Integrated Sensing and Communication with Millimeter Wave Full Duplex Hybrid Beamforming

TL;DR

This paper proposes an integrated millimeter wave full duplex system combining sensing and communication, utilizing hybrid beamforming and joint optimization to enhance radar target detection and data transmission efficiency.

Contribution

It introduces a novel FD-based ISAC system at mmWave frequencies with a joint beamforming and SI cancellation framework for improved sensing and communication performance.

Findings

High-precision DoA, range, and velocity estimation for radar targets.

Maximized downlink communication rate while maintaining sensing accuracy.

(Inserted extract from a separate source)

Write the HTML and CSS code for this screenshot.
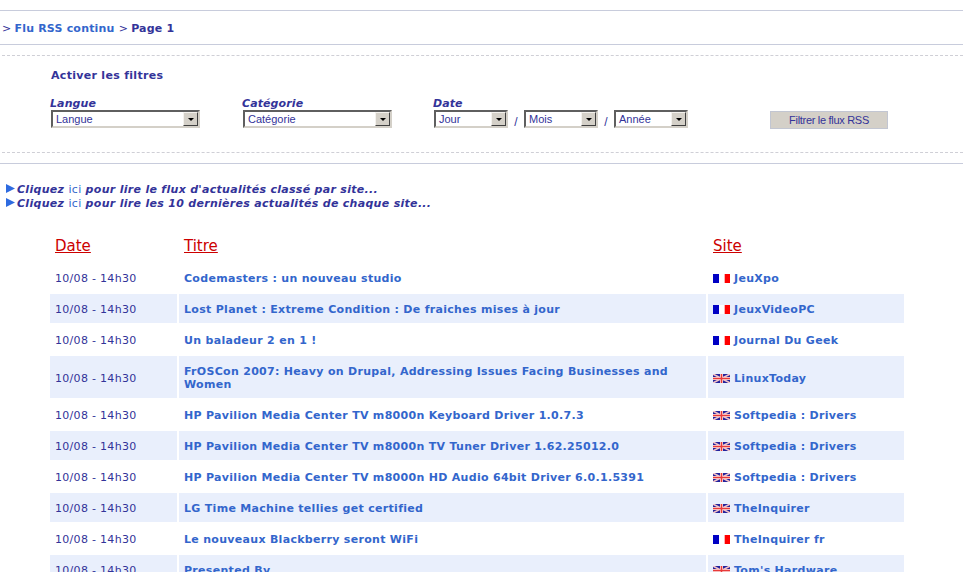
FILE: index.html
```html
<!DOCTYPE html>
<html lang="fr">
<head>
<meta charset="utf-8">
<title>Flu RSS continu</title>
<link rel="stylesheet" href="styles.css">
</head>
<body>
<svg class="defs" width="0" height="0" aria-hidden="true">
  <defs>
    <symbol id="fr" viewBox="0 0 17 9">
      <rect width="17" height="9" fill="#fff"/>
      <rect width="6" height="9" fill="#0000c4"/>
      <rect x="11" width="1" height="9" fill="#ffb0b0"/>
      <rect x="12" width="5" height="9" fill="#ff0000"/>
    </symbol>
    <symbol id="uk" viewBox="0 0 17 9">
      <rect width="17" height="9" fill="#22229c"/>
      <path d="M0 0L17 9M17 0L0 9" stroke="#f4c4c8" stroke-width="1.6"/>
      <path d="M8.5 0V9M0 4.5H17" stroke="#fbe4e4" stroke-width="3"/>
      <path d="M8.5 0V9M0 4.5H17" stroke="#e83a3a" stroke-width="1.5"/>
    </symbol>
    <symbol id="tri" viewBox="0 0 9 9">
      <path d="M0 0L9 4.5L0 9Z" fill="#2e6be0"/>
    </symbol>
  </defs>
</svg>

<div class="crumb"><span class="sep">&gt;</span> <a href="#">Flu RSS continu</a> <span class="sep">&gt;</span> Page 1</div>

<form class="filters">
  <h2 class="filters-title">Activer les filtres</h2>
  <div class="filter-row">
    <div class="field field-lang">
      <label class="field-label">Langue</label>
      <div class="select select-wide"><span class="select-text">Langue</span><span class="select-btn"><i></i></span></div>
    </div>
    <div class="field field-cat">
      <label class="field-label">Catégorie</label>
      <div class="select select-wide"><span class="select-text">Catégorie</span><span class="select-btn"><i></i></span></div>
    </div>
    <div class="field field-date">
      <label class="field-label">Date</label>
      <div class="date-row">
        <div class="select select-small"><span class="select-text">Jour</span><span class="select-btn"><i></i></span></div>
        <span class="slash">/</span>
        <div class="select select-small"><span class="select-text">Mois</span><span class="select-btn"><i></i></span></div>
        <span class="slash">/</span>
        <div class="select select-small"><span class="select-text">Année</span><span class="select-btn"><i></i></span></div>
      </div>
    </div>
    <button class="submit" type="button">Filtrer le flux RSS</button>
  </div>
</form>

<div class="intro">
  <p><svg class="tri"><use href="#tri"/></svg>Cliquez <a href="#">ici</a> pour lire le flux d'actualités classé par site...</p>
  <p><svg class="tri"><use href="#tri"/></svg>Cliquez <a href="#">ici</a> pour lire les 10 dernières actualités de chaque site...</p>
</div>

<table class="feed">
  <colgroup><col class="c-date"><col class="c-title"><col class="c-site"></colgroup>
  <thead>
    <tr><th><a href="#">Date</a></th><th><a href="#">Titre</a></th><th><a href="#">Site</a></th></tr>
  </thead>
  <tbody>
    <tr><td>10/08 - 14h30</td><td><a href="#">Codemasters : un nouveau studio</a></td><td><svg class="flag"><use href="#fr"/></svg><a href="#">JeuXpo</a></td></tr>
    <tr><td>10/08 - 14h30</td><td><a href="#">Lost Planet : Extreme Condition : De fraiches mises à jour</a></td><td><svg class="flag"><use href="#fr"/></svg><a href="#">JeuxVideoPC</a></td></tr>
    <tr><td>10/08 - 14h30</td><td><a href="#">Un baladeur 2 en 1 !</a></td><td><svg class="flag"><use href="#fr"/></svg><a href="#">Journal Du Geek</a></td></tr>
    <tr><td>10/08 - 14h30</td><td><a href="#">FrOSCon 2007: Heavy on Drupal, Addressing Issues Facing Businesses and Women</a></td><td><svg class="flag"><use href="#uk"/></svg><a href="#">LinuxToday</a></td></tr>
    <tr><td>10/08 - 14h30</td><td><a href="#">HP Pavilion Media Center TV m8000n Keyboard Driver 1.0.7.3</a></td><td><svg class="flag"><use href="#uk"/></svg><a href="#">Softpedia : Drivers</a></td></tr>
    <tr><td>10/08 - 14h30</td><td><a href="#">HP Pavilion Media Center TV m8000n TV Tuner Driver 1.62.25012.0</a></td><td><svg class="flag"><use href="#uk"/></svg><a href="#">Softpedia : Drivers</a></td></tr>
    <tr><td>10/08 - 14h30</td><td><a href="#">HP Pavilion Media Center TV m8000n HD Audio 64bit Driver 6.0.1.5391</a></td><td><svg class="flag"><use href="#uk"/></svg><a href="#">Softpedia : Drivers</a></td></tr>
    <tr><td>10/08 - 14h30</td><td><a href="#">LG Time Machine tellies get certified</a></td><td><svg class="flag"><use href="#uk"/></svg><a href="#">TheInquirer</a></td></tr>
    <tr><td>10/08 - 14h30</td><td><a href="#">Le nouveaux Blackberry seront WiFi</a></td><td><svg class="flag"><use href="#fr"/></svg><a href="#">TheInquirer fr</a></td></tr>
    <tr><td>10/08 - 14h30</td><td><a href="#">Presented By</a></td><td><svg class="flag"><use href="#uk"/></svg><a href="#">Tom's Hardware</a></td></tr>
  </tbody>
</table>
</body>
</html>
```

FILE: styles.css
```css
html, body {
  margin: 0;
  height: 572px;
  overflow: hidden;
  background: #fff;
}
body {
  padding-top: 10px;
  box-sizing: border-box;
  font-family: "DejaVu Sans", Verdana, sans-serif;
  font-size: 11px;
  color: #333399;
}
a { color: #3366cc; text-decoration: none; }
.defs { position: absolute; }

.crumb {
  height: 33px;
  line-height: 36px;
  padding-left: 2px;
  border-top: 1px solid #c8ccdc;
  border-bottom: 1px solid #c8ccdc;
  font-weight: bold;
  letter-spacing: 0.2px;
}
.sep { font-weight: normal; letter-spacing: -0.8px; }

.filters {
  margin: 10px 0 10px 2px;
  height: 96px;
  border-top: 1px dashed #cfcfd6;
  border-bottom: 1px dashed #cfcfd6;
  padding-left: 48px;
}
.filters-title {
  margin: 0;
  padding: 13px 0 0 1px;
  font-size: 11px;
  line-height: 14px;
  font-weight: bold;
  letter-spacing: 0.3px;
}
.filter-row {
  display: flex;
  align-items: flex-start;
  margin-top: 14px;
}
.field-lang { width: 192px; }
.field-cat { width: 190px; }
.field-date { width: 338px; }
.field-label {
  display: block;
  font-style: italic;
  font-weight: bold;
  line-height: 13px;
  letter-spacing: 0.1px;
}
.field-date .field-label { padding-left: 1px; }
.select {
  display: flex;
  height: 18px;
  box-sizing: border-box;
  margin-left: 1px;
  border-style: solid;
  border-width: 2px;
  border-color: #5f5f5f #d4d0c8 #d4d0c8 #5f5f5f;
  background: #fff;
  font-family: "Liberation Sans", Arial, sans-serif;
  font-size: 11px;
  line-height: 14px;
}
.select-wide { width: 149px; }
.select-small { width: 74px; margin-left: 0; }
.select-text { flex: 1; padding-left: 3px; }
.select-btn {
  width: 15px;
  height: 14px;
  box-sizing: border-box;
  background: #d4d0c8;
  border-style: solid;
  border-width: 1px;
  border-color: #f4f2ee #404040 #404040 #f4f2ee;
  display: flex;
  align-items: center;
  justify-content: center;
}
.select-btn i {
  width: 0;
  height: 0;
  border-style: solid;
  border-width: 3px 3px 0 3px;
  border-color: #000 transparent transparent transparent;
}
.date-row {
  display: flex;
  height: 18px;
  margin-left: 2px;
}
.slash {
  width: 16px;
  text-align: center;
  font-size: 12px;
  line-height: 24px;
  font-family: "Liberation Sans", Arial, sans-serif;
}
.submit {
  width: 118px;
  height: 18px;
  margin-top: 14px;
  padding: 0;
  background: #d4d0c8;
  border: 1px solid #c2c6d2;
  color: #333399;
  font-family: "Liberation Sans", Arial, sans-serif;
  font-size: 11px;
  letter-spacing: -0.3px;
}

.intro {
  border-top: 1px solid #c8ccdc;
  padding: 19px 0 0 6px;
  font-style: italic;
  font-weight: bold;
  line-height: 14px;
  letter-spacing: 0.3px;
}
.intro p { margin: 0; }
.intro a { font-weight: normal; font-style: normal; }
.tri {
  width: 9px;
  height: 9px;
  margin-right: 2px;
}

.feed {
  margin: 15px 0 0 48px;
  width: 858px;
  table-layout: fixed;
  border-collapse: separate;
  border-spacing: 2px;
  letter-spacing: 0.3px;
}
.c-date { width: 127px; }
.c-site { width: 196px; }
.feed th {
  height: 31px;
  padding: 2px 5px 0;
  text-align: left;
  font-size: 15px;
  font-weight: normal;
  letter-spacing: 0;
}
.feed th a {
  color: #cc0000;
  text-decoration: underline;
}
.feed td {
  padding: 9px 5px 7px;
  line-height: 13px;
  vertical-align: middle;
}
.feed td a { font-weight: bold; }
.feed tbody tr:nth-child(even) td { background: #e9effc; }
.flag {
  width: 17px;
  height: 9px;
  margin-right: 4px;
  vertical-align: -1px;
}
```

Effective joint optimization of beamformers and SI cancellation.

Abstract

Integrated Sensing and Communication (ISAC) has attracted substantial attraction in recent years for spectral efficiency improvement, enabling hardware and spectrum sharing for simultaneous sensing and signaling operations. In-band Full Duplex (FD) is being considered as a key enabling technology for ISAC applications due to its simultaneous transmission and reception capability. In this paper, we present an FD-based ISAC system operating at millimeter Wave (mmWave) frequencies, where a massive Multiple-Input Multiple-Output (MIMO) Base Station (BS) node employing hybrid Analog and Digital (A/D) beamforming is communicating with a DownLink (DL) multi-antenna user and the same waveform is utilized at the BS receiver for sensing the radar targets in its coverage environment. We develop a sensing algorithm that is capable of estimating Direction of Arrival (DoA), range, and relative velocity of the radar targets. A joint optimization framework for designing the A/D transmit and receive beamformers as well as the Self-Interference (SI) cancellation is presented with the objective to maximize the achievable DL rate and the accuracy of the radar target sensing performance. Our simulation results, considering fifth Generation (5G) Orthogonal Frequency Division Multiplexing (OFDM) waveforms, verify our approach's high precision in estimating DoA, range, and velocity of multiple radar targets, while maximizing the DL communication rate.